» **Information provided**:
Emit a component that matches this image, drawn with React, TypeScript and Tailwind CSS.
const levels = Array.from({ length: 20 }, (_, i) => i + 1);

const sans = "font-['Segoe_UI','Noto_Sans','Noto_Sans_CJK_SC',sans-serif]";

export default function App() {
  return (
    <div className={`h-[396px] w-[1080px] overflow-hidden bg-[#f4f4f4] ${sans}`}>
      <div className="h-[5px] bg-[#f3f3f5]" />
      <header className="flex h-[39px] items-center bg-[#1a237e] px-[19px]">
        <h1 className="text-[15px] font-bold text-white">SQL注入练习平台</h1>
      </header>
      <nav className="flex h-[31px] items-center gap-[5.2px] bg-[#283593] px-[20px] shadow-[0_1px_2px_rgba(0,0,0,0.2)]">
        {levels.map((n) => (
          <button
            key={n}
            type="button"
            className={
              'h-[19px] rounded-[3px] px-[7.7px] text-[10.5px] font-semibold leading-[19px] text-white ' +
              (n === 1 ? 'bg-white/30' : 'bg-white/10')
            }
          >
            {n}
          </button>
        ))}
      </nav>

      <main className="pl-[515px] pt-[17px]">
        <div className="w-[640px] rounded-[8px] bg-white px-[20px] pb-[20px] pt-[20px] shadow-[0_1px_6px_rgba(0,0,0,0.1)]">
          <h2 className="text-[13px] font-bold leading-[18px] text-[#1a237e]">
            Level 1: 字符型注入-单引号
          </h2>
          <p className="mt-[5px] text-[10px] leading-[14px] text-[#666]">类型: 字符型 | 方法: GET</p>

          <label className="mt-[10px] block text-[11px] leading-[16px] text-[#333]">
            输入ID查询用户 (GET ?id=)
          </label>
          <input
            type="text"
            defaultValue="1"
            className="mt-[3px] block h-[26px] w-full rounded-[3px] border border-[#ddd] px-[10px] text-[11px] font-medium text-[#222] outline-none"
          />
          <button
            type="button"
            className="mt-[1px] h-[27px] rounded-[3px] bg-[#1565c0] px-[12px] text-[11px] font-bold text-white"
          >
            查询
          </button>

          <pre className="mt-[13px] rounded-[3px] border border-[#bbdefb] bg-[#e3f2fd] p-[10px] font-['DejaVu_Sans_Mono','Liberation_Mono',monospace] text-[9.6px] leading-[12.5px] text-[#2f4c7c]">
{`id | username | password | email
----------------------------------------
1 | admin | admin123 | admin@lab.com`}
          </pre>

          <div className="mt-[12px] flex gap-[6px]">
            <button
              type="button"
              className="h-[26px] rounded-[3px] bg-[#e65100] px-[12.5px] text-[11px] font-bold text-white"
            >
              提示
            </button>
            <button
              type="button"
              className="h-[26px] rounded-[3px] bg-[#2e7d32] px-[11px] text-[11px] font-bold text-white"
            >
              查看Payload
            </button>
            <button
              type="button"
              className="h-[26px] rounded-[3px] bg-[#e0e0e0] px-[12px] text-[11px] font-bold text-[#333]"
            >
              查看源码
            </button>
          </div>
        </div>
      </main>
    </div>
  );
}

» **Brief**:
Output the listing above word for word.

» **Worked answer**:
Emit a component that matches this image, drawn with React, TypeScript and Tailwind CSS.
const levels = Array.from({ length: 20 }, (_, i) => i + 1);

const sans = "font-['Segoe_UI','Noto_Sans','Noto_Sans_CJK_SC',sans-serif]";

export default function App() {
  return (
    <div className={`h-[396px] w-[1080px] overflow-hidden bg-[#f4f4f4] ${sans}`}>
      <div className="h-[5px] bg-[#f3f3f5]" />
      <header className="flex h-[39px] items-center bg-[#1a237e] px-[19px]">
        <h1 className="text-[15px] font-bold text-white">SQL注入练习平台</h1>
      </header>
      <nav className="flex h-[31px] items-center gap-[5.2px] bg-[#283593] px-[20px] shadow-[0_1px_2px_rgba(0,0,0,0.2)]">
        {levels.map((n) => (
          <button
            key={n}
            type="button"
            className={
              'h-[19px] rounded-[3px] px-[7.7px] text-[10.5px] font-semibold leading-[19px] text-white ' +
              (n === 1 ? 'bg-white/30' : 'bg-white/10')
            }
          >
            {n}
          </button>
        ))}
      </nav>

      <main className="pl-[515px] pt-[17px]">
        <div className="w-[640px] rounded-[8px] bg-white px-[20px] pb-[20px] pt-[20px] shadow-[0_1px_6px_rgba(0,0,0,0.1)]">
          <h2 className="text-[13px] font-bold leading-[18px] text-[#1a237e]">
            Level 1: 字符型注入-单引号
          </h2>
          <p className="mt-[5px] text-[10px] leading-[14px] text-[#666]">类型: 字符型 | 方法: GET</p>

          <label className="mt-[10px] block text-[11px] leading-[16px] text-[#333]">
            输入ID查询用户 (GET ?id=)
          </label>
          <input
            type="text"
            defaultValue="1"
            className="mt-[3px] block h-[26px] w-full rounded-[3px] border border-[#ddd] px-[10px] text-[11px] font-medium text-[#222] outline-none"
          />
          <button
            type="button"
            className="mt-[1px] h-[27px] rounded-[3px] bg-[#1565c0] px-[12px] text-[11px] font-bold text-white"
          >
            查询
          </button>

          <pre className="mt-[13px] rounded-[3px] border border-[#bbdefb] bg-[#e3f2fd] p-[10px] font-['DejaVu_Sans_Mono','Liberation_Mono',monospace] text-[9.6px] leading-[12.5px] text-[#2f4c7c]">
{`id | username | password | email
----------------------------------------
1 | admin | admin123 | admin@lab.com`}
          </pre>

          <div className="mt-[12px] flex gap-[6px]">
            <button
              type="button"
              className="h-[26px] rounded-[3px] bg-[#e65100] px-[12.5px] text-[11px] font-bold text-white"
            >
              提示
            </button>
            <button
              type="button"
              className="h-[26px] rounded-[3px] bg-[#2e7d32] px-[11px] text-[11px] font-bold text-white"
            >
              查看Payload
            </button>
            <button
              type="button"
              className="h-[26px] rounded-[3px] bg-[#e0e0e0] px-[12px] text-[11px] font-bold text-[#333]"
            >
              查看源码
            </button>
          </div>
        </div>
      </main>
    </div>
  );
}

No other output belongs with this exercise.